Every Saturday, Meenu Kaushal, a teacher who stays in Mayur Vihar, and her friend drive down 8 km to Ghazipur to buy their weekly stock of fruits and vegetables from a wholesale market on the eastern fringes of the national capital.
This way their costs come down by about a quarter, compared to the neighbourhood vegetable vendor.
“Less fruits, less biscuits, less detergent and less movies at multiplexes. We are cutting expenses where we can,” said Kaushal.
For finance minister Pranab Mukherjee and RBI governor D Subbarao, the slew of recent data adds to an array of problems, graver than just mounting grocery, vegetable and travel bills.
The slowdown is here. It’s real and hurting.
Last week, the government’s annual report card presented a not-so-pretty picture. The growth rate of the economy has slowed to 5.3% in the last quarter of 2011-12, the worst since 2003-04.
So, what’s behind the sudden turnabout in an economy which, until not so long ago, was the global investors’ hotspot? It appears that domestic uncertainty and policy missteps were hurting India’s prospects more than external factors.

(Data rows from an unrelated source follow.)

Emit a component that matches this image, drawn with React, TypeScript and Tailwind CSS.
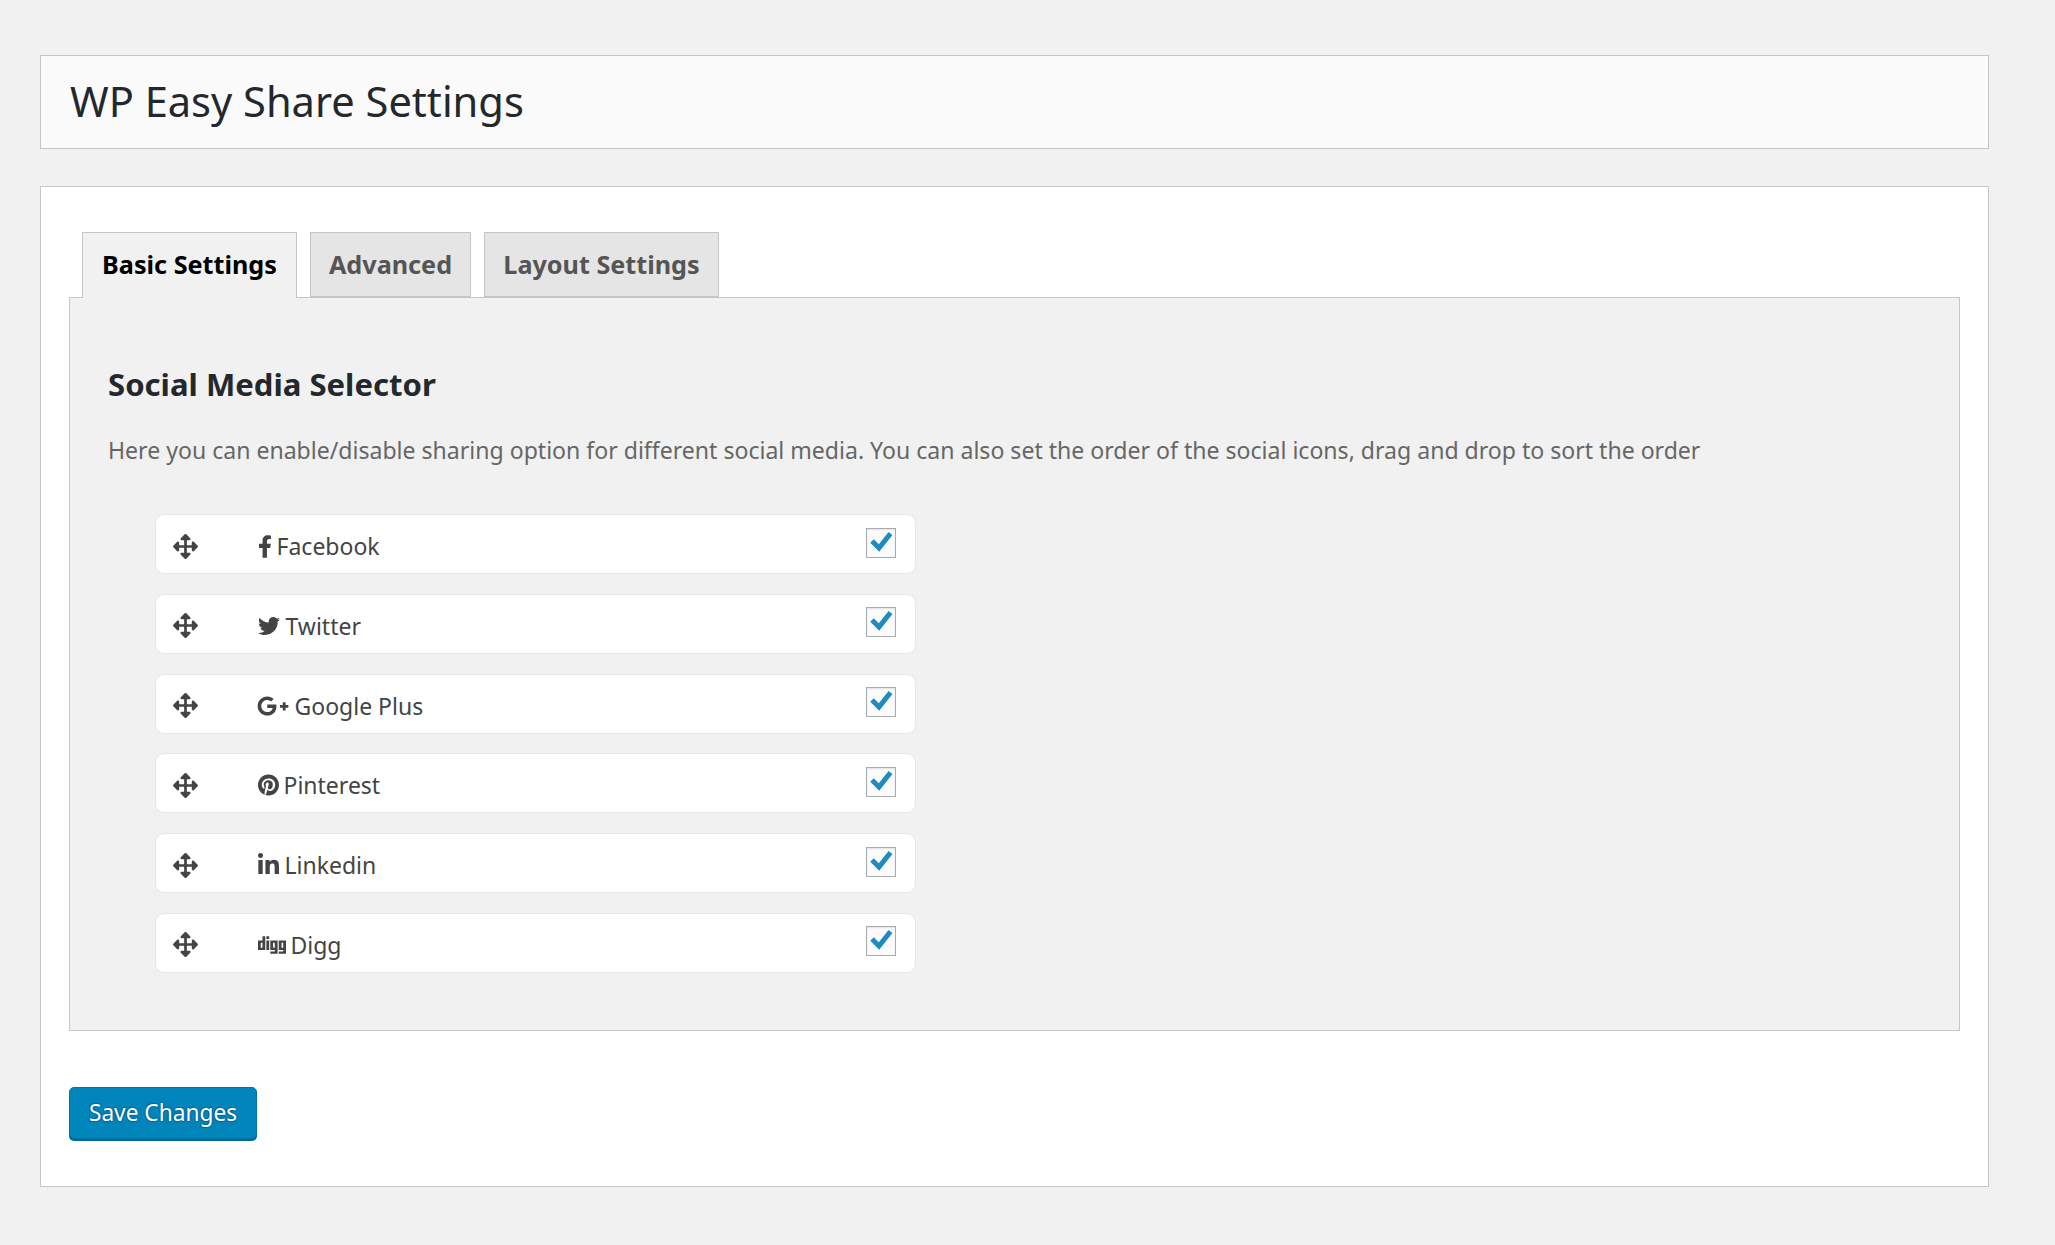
import type { ReactNode } from "react";
import {
  FaArrowsAlt,
  FaDigg,
  FaFacebookF,
  FaGooglePlusG,
  FaLinkedinIn,
  FaPinterest,
  FaTwitter,
} from "react-icons/fa";

type Network = { label: string; icon: ReactNode };

const networks: Network[] = [
  { label: "Facebook", icon: <FaFacebookF className="-mr-[2px] ml-px h-[23px] w-[14px]" /> },
  { label: "Twitter", icon: <FaTwitter className="ml-px -mr-px h-[22px] w-[22px]" /> },
  { label: "Google Plus", icon: <FaGooglePlusG className="-mr-px h-[26px] w-[32px]" /> },
  { label: "Pinterest", icon: <FaPinterest className="ml-px -mr-[2px] h-[22px] w-[21px]" /> },
  { label: "Linkedin", icon: <FaLinkedinIn className="ml-px -mr-px h-[24px] w-[21px]" /> },
  { label: "Digg", icon: <FaDigg className="ml-px -mr-[2px] h-[28px] w-[28px]" /> },
];

function Row({ label, icon }: Network) {
  return (
    <li className="flex h-[60px] items-center rounded-[9px] border border-[#e6e6e6] bg-white pl-[17px] pr-[19px] text-[#444]">
      <FaArrowsAlt className="mt-[4px] h-[25px] w-[25px] shrink-0" />
      <div className="ml-[59px] mt-[4px] flex items-center gap-[6.5px] text-[23px] leading-[30px]">
        {icon}
        <span>{label}</span>
      </div>
      <span className="-mt-[3px] ml-auto flex h-[30px] w-[30px] items-center justify-center border border-[#a8acb0] bg-[#fbfbfb] shadow-[inset_0_1px_2px_rgba(0,0,0,0.1)]">
        <svg viewBox="0 0 30 30" className="h-[30px] w-[30px] shrink-0" fill="none">
          <path d="M6 13l7 7L24.5 5.5" stroke="#1e8cbe" strokeWidth="5" />
        </svg>
      </span>
    </li>
  );
}

export default function App() {
  return (
    <div className="min-h-[1245px] bg-[#f1f1f1] pb-[58px] pl-[40px] pr-[66px] pt-[55px] font-['Noto_Sans',sans-serif] text-[#23282d]">
      <header className="flex h-[94px] items-center border border-[#c6c6c6] bg-[#fafafa] pb-[2px] pl-[29px]">
        <h1 className="text-[41.6px] font-normal leading-[54px]">WP Easy Share Settings</h1>
      </header>

      <main className="mt-[37px] h-[1001px] border border-[#c6c6c6] bg-white px-[28px] pt-[45px]">
        <div className="flex gap-[13px] pl-[13px] text-[25.2px] font-bold leading-[63px]">
          <div className="relative z-10 -mb-[1px] h-[66px] w-[215px] border border-b-0 border-[#c6c6c6] bg-[#f1f1f1] text-center text-black">
            Basic Settings
          </div>
          <div className="h-[65px] w-[161px] border border-[#c6c6c6] bg-[#e5e5e5] text-center text-[#555]">
            Advanced
          </div>
          <div className="h-[65px] w-[235px] border border-[#c6c6c6] bg-[#e5e5e5] text-center text-[#555]">
            Layout Settings
          </div>
        </div>

        <section className="h-[734px] border border-[#c6c6c6] bg-[#f1f1f1] pl-[38px] pt-[66px]">
          <h2 className="text-[31.1px] font-bold leading-[40px]">Social Media Selector</h2>
          <p className="mt-[30px] text-[23.07px] leading-[32px] text-[#666]">
            Here you can enable/disable sharing option for different social media. You can also set the
            order of the social icons, drag and drop to sort the order
          </p>
          <ul className="ml-[47px] mt-[48px] flex w-[761px] flex-col gap-[19.8px]">
            {networks.map((n) => (
              <Row key={n.label} {...n} />
            ))}
          </ul>
        </section>

        <button className="mt-[56px] h-[52px] w-[188px] rounded-[5px] border border-[#0073aa] bg-[#0085ba] text-[22.7px] text-white shadow-[0_2px_0_#006799] [text-shadow:0_-1px_1px_#006799,1px_0_1px_#006799,0_1px_1px_#006799,-1px_0_1px_#006799]">
          Save Changes
        </button>
      </main>
    </div>
  );
}
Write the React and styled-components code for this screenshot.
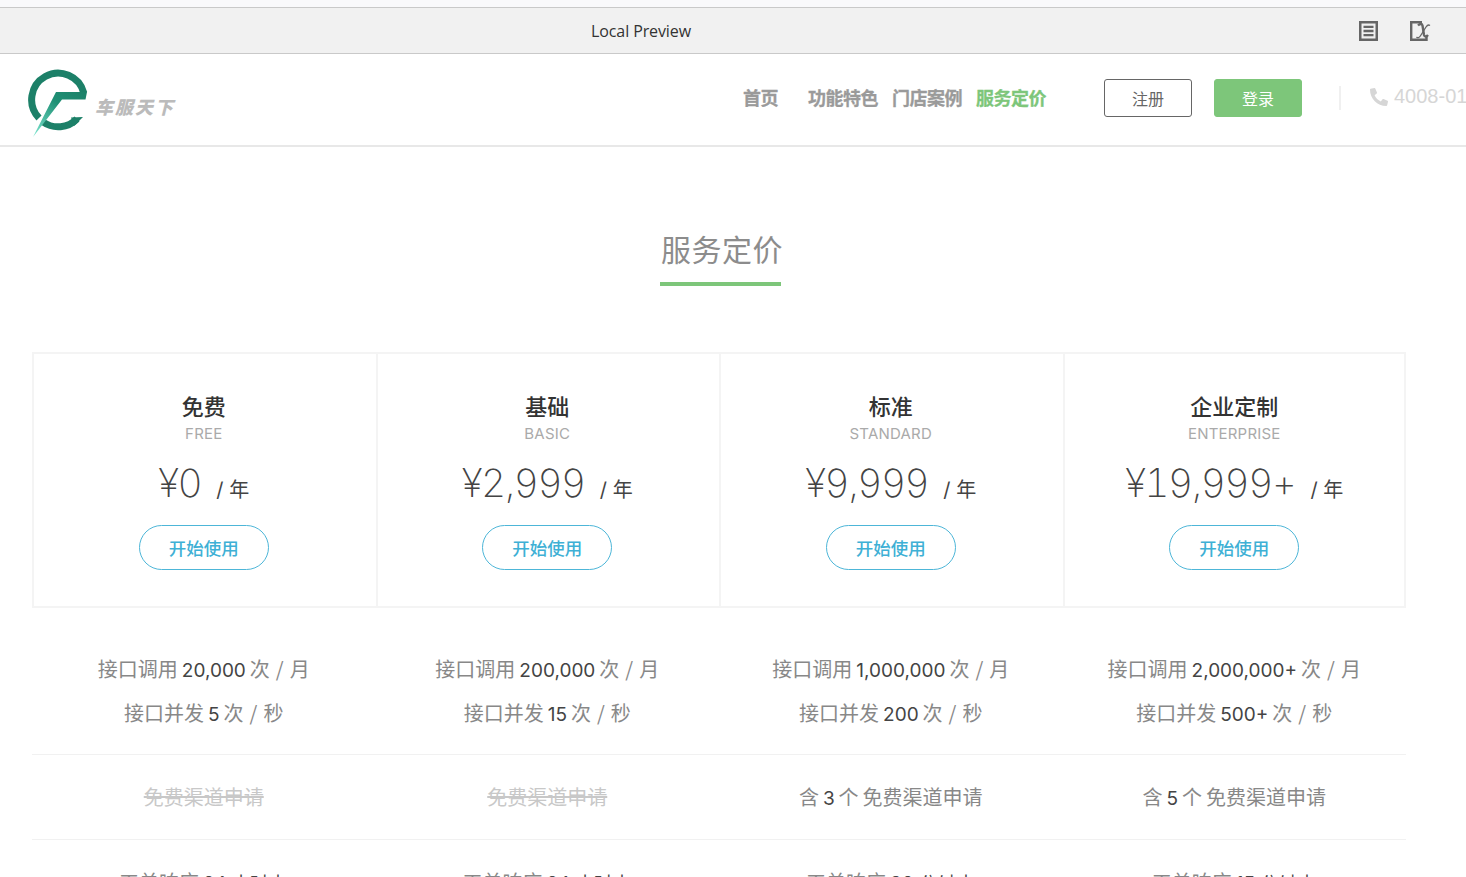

A few days ago, the union cabinet quickly bottled up a proposal to open the pension sector to foreign investment for fear of its key ally, Trinamool Congress. Experts point out that managing a restive alliance has consumed more time than prudent policy making.
“The government should bring economic reforms. Acting first and thinking later will not work,” Yashwant Sinha, BJP leader and former finance minister told HT. “Before putting the pensions bill on the Cabinet’s agenda today, for instance, it should have spoken to (Trinamool Congress) chief Mamata Banerjee.”
Days after party leaders discussed the political fallout of economic slowdown, lower job growth and high inflation in the Congress Working Committee (CWC), the ruling party’s highest decision making body, Prime Minister Manmohan Singh presided over a meeting that announced a set of ambitious targets to fast-track infrastructure projects spanning several sectors across expressways and bullet trains.
Experts say that immediate action is required on several issues such as cutting interest rates and easing foreign direct investment norms (see graphic).
“Stubborn inflation, below-trend growth and rupee depreciation are symptoms of the underlying economic imbalances due to a combination of policy incoherence, shifting global risk appetite and a comatose government,” said Rajeev Malik, senior economist at broking and research firm CLSA.